We live in a society that is losing faith in marriage.

We live in a society that is losing faith in the notion that you can be in a life-long relationship that remains healthy and vital.

The crisis of our day is not a crisis over the definition of marriage; it is a crisis of relational hope. Our decline in relational hope is so acute that fewer of us believe we will be married for life, or that it is worth trying.

I submit that our willingness to expand the definition of marriage is not rooted in what we believe is best for marriage, but rather out of a sense of relational despair. We can almost hear the following said from every corner of our culture, and many corners of the church …

If someone can find happiness in this world, I don’t want to stand in the way. Sigh.

Hardly a ringing endorsement of marriage, same-sex, or not.

Moreover there is nothing in yesterday’s court rulings that would lead us to believe marriage has been strengthened by it. Instead it’s easy to see we have broadened the definition of marriage at the same time as the institution has become increasingly porous.

The relational crisis of our day is the loss of relational hope. This is not an issue that some of us face, but rather one facing all of us. In fact, if anyone is guilty of undermining marriage it is the Christian Church. Those that most stridently profess to believe in marriage are as apt to divorce as anyone else.


The Christian Church has recently taught and behaved as if marriage is the most important and fulfilling of all relationships.

It isn’t and it never was.

No wonder it hasn’t lived up to its expectations.

Thinkers as old as Aristotle taught that there are relationships as profound—or more profound than marriage—such as friendship.

And by the way, the Bible does too.

Contrary to the conventional wisdom, the Bible does not teach that being married and being in a sexual relationship is necessary for human fulfillment. Rather we are created to live in a constellation of healthy, intimate relationships, with marriage being a possibility for all of us, but not a necessity or a certainty for any of us.

Sexual relations are not a foundational requirement for human relational fulfillment.

I have yet to meet the person who has been in a sexual relationship for 7 years and believes sex is the foundation of fulfillment within that relationship.

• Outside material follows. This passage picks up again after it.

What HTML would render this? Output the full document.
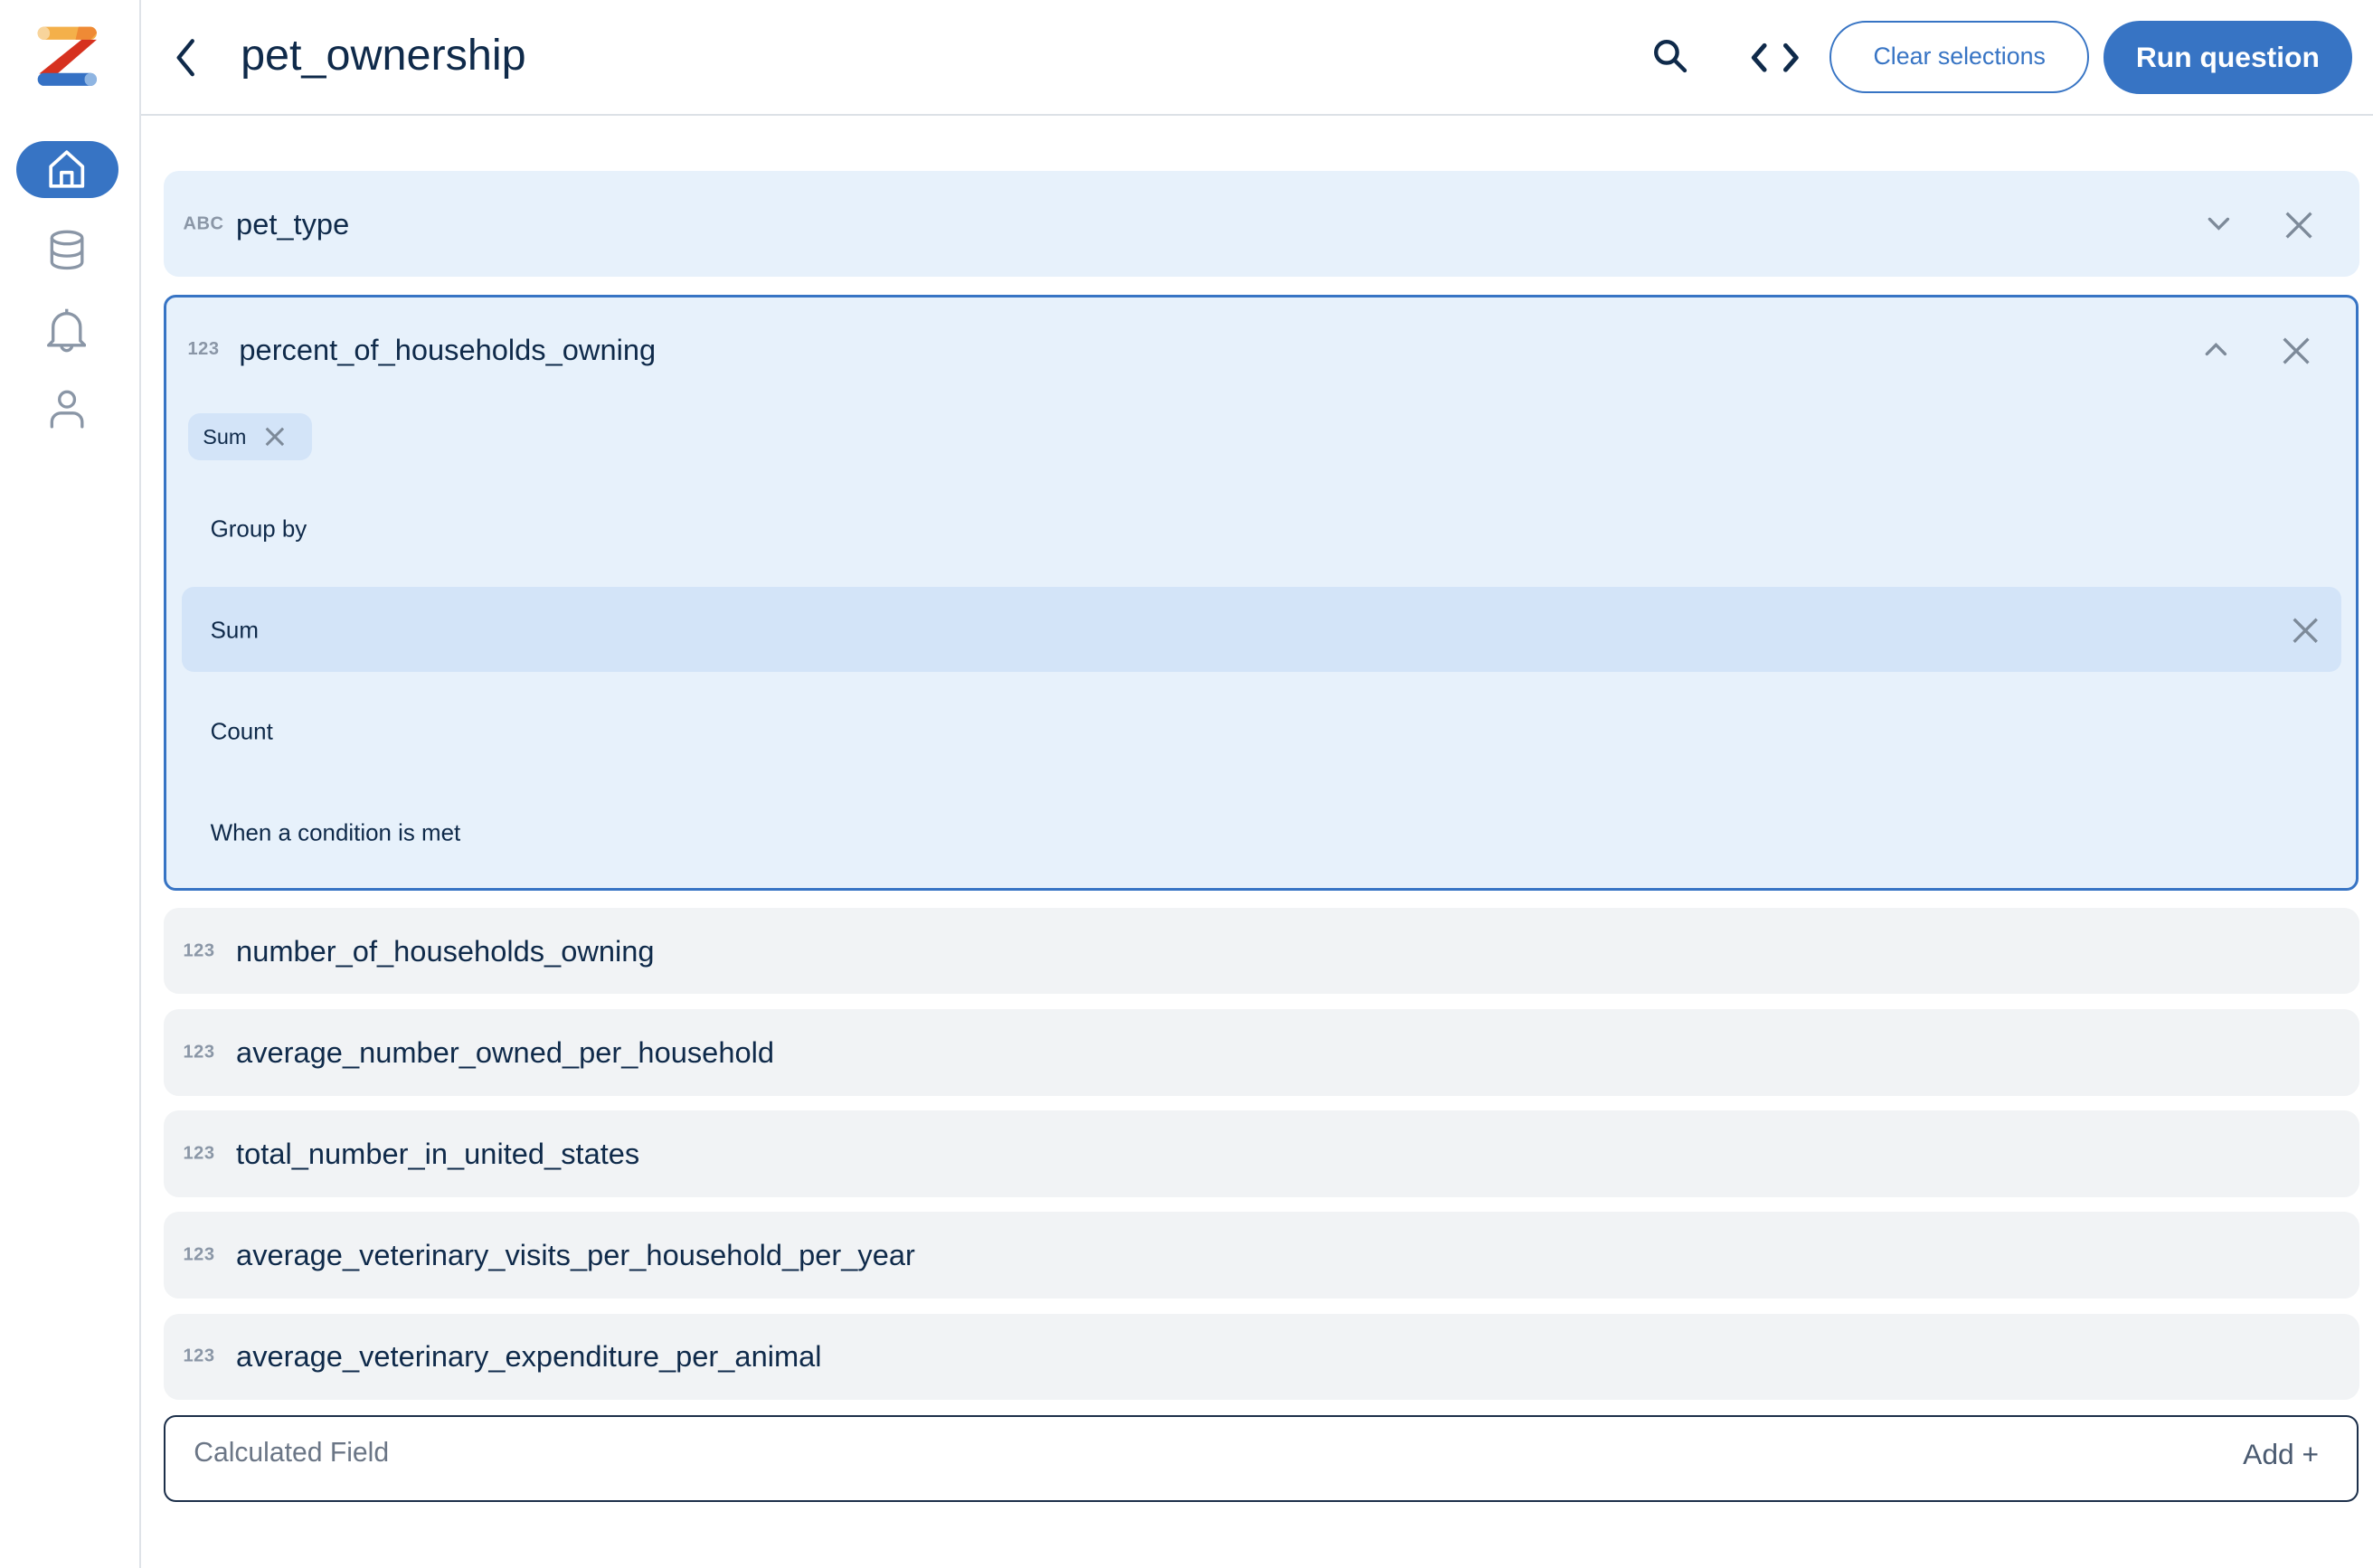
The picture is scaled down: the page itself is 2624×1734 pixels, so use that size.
<!DOCTYPE html>
<html><head><meta charset="utf-8">
<style>
html,body{margin:0;padding:0;background:#fff;overflow:hidden}
body{width:2624px;height:1734px}
#w{position:absolute;left:0;top:0;width:1568px;height:1036px;zoom:1.6735;font-family:"Liberation Sans",sans-serif;color:#0f2a4a}
.a{position:absolute}
.side{left:0;top:0;width:92px;height:1036px;border-right:1.5px solid #dfe3e8}
.hdr{left:93px;top:0;right:0;height:75px;border-bottom:1.5px solid #dce1e6}
.row{position:absolute;left:108px;width:1451px;border-radius:10px;background:#f1f3f5}
.row .t{position:absolute;left:48px;font-size:19.5px;top:50%;transform:translateY(-50%);white-space:nowrap}
.row .ic{position:absolute;left:13px;top:50%;transform:translateY(-50%);font-size:12px;font-weight:bold;color:#8a96a6;letter-spacing:0.3px}
.opt{position:absolute;left:139px;font-size:15.5px;transform:translateY(-50%)}
</style></head><body>
<div id="w">
<div class="a side"></div>
<svg class="a" style="left:24px;top:17px" width="42" height="42" viewBox="0 0 42 42">
<rect x="1" y="1" width="39" height="8.5" rx="4.25" fill="#f4b04a"/>
<rect x="1" y="1" width="8" height="8.5" rx="4" fill="#f8d49b"/>
<path d="M28 1 H36 a4.25 4.25 0 0 1 4 4.25 L36 9.5 H26 Z" fill="#ef8a35"/>
<path d="M30 9.5 H40 L14 32 H2 Z" fill="#d6311f"/>
<rect x="1" y="31.5" width="39" height="8.5" rx="4.25" fill="#3571c4"/>
<rect x="32" y="31.5" width="8" height="8.5" rx="4" fill="#8fb5e2"/>
</svg>
<div class="a" style="left:11px;top:93px;width:67px;height:38px;border-radius:19px;background:#3774c4"></div>
<svg class="a" style="left:31px;top:98px" width="26" height="28" viewBox="0 0 26 28" fill="none" stroke="#fff" stroke-width="2.2" stroke-linejoin="round">
<path d="M2.5 12 L13 2.5 L23.5 12 V25 H2.5 Z"/><path d="M9.5 25 V16 H16.5 V25"/></svg>
<svg class="a" style="left:32px;top:151px" width="24" height="28" viewBox="0 0 24 28" fill="none" stroke="#8a96a6" stroke-width="2">
<ellipse cx="12" cy="6" rx="10" ry="4"/><path d="M2 6 V22 c0 2.5 4.5 4 10 4 s10-1.5 10-4 V6"/><path d="M2 14 c0 2.5 4.5 4 10 4 s10-1.5 10-4"/></svg>
<svg class="a" style="left:31px;top:203px" width="26" height="30" viewBox="0 0 26 30" fill="none" stroke="#8a96a6" stroke-width="2" stroke-linejoin="round">
<path d="M13 1 V4"/><path d="M4 22 V13 a9 9 0 0 1 18 0 V22 L25 25 H1 Z"/><path d="M9.5 25 a3.5 3.5 0 0 0 7 0"/></svg>
<svg class="a" style="left:32px;top:257px" width="24" height="26" viewBox="0 0 24 26" fill="none" stroke="#8a96a6" stroke-width="2" stroke-linecap="round">
<circle cx="12" cy="7" r="5"/><path d="M2 25 V22 a6 6 0 0 1 6-6 H16 a6 6 0 0 1 6 6 V25"/></svg>

<div class="a hdr"></div>
<svg class="a" style="left:114px;top:25px" width="18" height="26" viewBox="0 0 18 26" fill="none" stroke="#0f2a4a" stroke-width="2.6" stroke-linecap="round" stroke-linejoin="round"><path d="M13 2 L4 13 L13 24"/></svg>
<div class="a" style="left:159px;top:20px;font-size:29px;color:#0f2a4a">pet_ownership</div>
<svg class="a" style="left:1092px;top:25px" width="24" height="24" viewBox="0 0 24 24" fill="none" stroke="#0f2a4a" stroke-width="2.6" stroke-linecap="round"><circle cx="9.5" cy="9.5" r="7"/><path d="M15 15 L21.5 21.5"/></svg>
<svg class="a" style="left:1157px;top:28px" width="32" height="20" viewBox="0 0 32 20" fill="none" stroke="#0f2a4a" stroke-width="3" stroke-linecap="round" stroke-linejoin="round"><path d="M9 2 L2 10 L9 18"/><path d="M23 2 L30 10 L23 18"/></svg>
<div class="a" style="left:1209px;top:14px;width:169px;height:45px;border:1.5px solid #3774c4;border-radius:24px;color:#3774c4;font-size:16px;line-height:45px;text-align:center">Clear selections</div>
<div class="a" style="left:1390px;top:14px;width:164px;height:48px;background:#3774c4;border-radius:24px;color:#fff;font-size:19px;font-weight:bold;line-height:48px;text-align:center">Run question</div>

<div class="row" style="top:113px;height:70px;background:#e7f1fb"><span class="ic">ABC</span><span class="t">pet_type</span>
<svg class="a" style="left:1350px;top:30px" width="16" height="10" viewBox="0 0 16 10" fill="none" stroke="#7d8a99" stroke-width="2" stroke-linecap="round"><path d="M2 2 L8 8 L14 2"/></svg>
<svg class="a" style="left:1402px;top:27px" width="18" height="18" viewBox="0 0 18 18" stroke="#7d8a99" stroke-width="2"><path d="M1 1 L17 17 M17 1 L1 17"/></svg>
</div>

<div class="a" style="left:108px;top:195px;width:1447px;height:390px;border:2px solid #3774c4;border-radius:8px;background:#e7f1fb"></div>
<div class="a" style="left:124px;top:224px;font-size:12px;font-weight:bold;color:#8a96a6;letter-spacing:0.3px">123</div>
<div class="a" style="left:158px;top:220px;font-size:19.5px">percent_of_households_owning</div>
<svg class="a" style="left:1456px;top:226px" width="16" height="10" viewBox="0 0 16 10" fill="none" stroke="#7d8a99" stroke-width="2" stroke-linecap="round"><path d="M2 8 L8 2 L14 8"/></svg>
<svg class="a" style="left:1508px;top:223px" width="18" height="18" viewBox="0 0 18 18" stroke="#7d8a99" stroke-width="2"><path d="M1 1 L17 17 M17 1 L1 17"/></svg>
<div class="a" style="left:124px;top:273px;width:82px;height:31px;border-radius:8px;background:#d3e4f8"></div>
<div class="a" style="left:134px;top:281px;font-size:14px">Sum</div>
<svg class="a" style="left:175px;top:282px" width="13" height="13" viewBox="0 0 13 13" stroke="#7d8a99" stroke-width="1.8"><path d="M1 1 L12 12 M12 1 L1 12"/></svg>
<div class="opt" style="top:350px">Group by</div>
<div class="a" style="left:120px;top:388px;width:1427px;height:56px;border-radius:8px;background:#d3e4f8"></div>
<div class="opt" style="top:417px">Sum</div>
<svg class="a" style="left:1515px;top:408px" width="17" height="17" viewBox="0 0 17 17" stroke="#7d8a99" stroke-width="2"><path d="M1 1 L16 16 M16 1 L1 16"/></svg>
<div class="opt" style="top:484px">Count</div>
<div class="opt" style="top:551px">When a condition is met</div>

<div class="row" style="top:600px;height:57px"><span class="ic">123</span><span class="t">number_of_households_owning</span></div>
<div class="row" style="top:667px;height:57px"><span class="ic">123</span><span class="t">average_number_owned_per_household</span></div>
<div class="row" style="top:734px;height:57px"><span class="ic">123</span><span class="t">total_number_in_united_states</span></div>
<div class="row" style="top:801px;height:57px"><span class="ic">123</span><span class="t">average_veterinary_visits_per_household_per_year</span></div>
<div class="row" style="top:868px;height:57px"><span class="ic">123</span><span class="t">average_veterinary_expenditure_per_animal</span></div>

<div class="a" style="left:108px;top:935px;width:1448px;height:55px;border:1.5px solid #1c2f4a;border-radius:8px;background:#fff"></div>
<div class="a" style="left:128px;top:950px;font-size:18px;color:#6b7686">Calculated Field</div>
<div class="a" style="left:1482px;top:950px;font-size:19px;color:#4a5a70">Add +</div>
</div>
</body></html>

Sex is neither a foundational need nor a relational necessity. Sexuality is not an essential component of intimacy. The Bible does not assume everyone will be married, nor that being married is an essential part of human fulfillment.

The Bible teaches that marriage is good, but only one of many relational goods and not of the highest order. We are made to love and be loved, we are made for intimacy, we are made for relationship. Family matters, extended family matters, friendship matters, the worshiping community matters, the universal church matters. All of these relationships are made better by observing the sexual and relational boundaries described by Scripture.

Ever since the 1960’s we’ve been involved in a radical revision of what it means to be human and to be relationally fulfilled. A new understanding of the role of sexuality in human fulfillment has become our guiding light. Yet despite our present optimism, it is a light that is rapidly growing dim and is in danger of being extinguished.

Marriage matters, but the family matters even more. Not all of us will be married, but all of us will be part of a family until the day we die. The quality of our family life is foundational to the quality of our entire lives. Marriage matters, but the church matters even more. Not all of us will be married, but all of us will be part of the church until the day we die. The quality of our church life is foundational to the quality of our entire lives.

The crisis of our day is a crisis of relational hope. The crisis of our day is the impoverishment of the entire relational landscape. So, yes, let us engage the marriage debate with vigor because marriage does matter. But let us also engage with equal vigor a reclaiming of significance for the myriad of human relationships.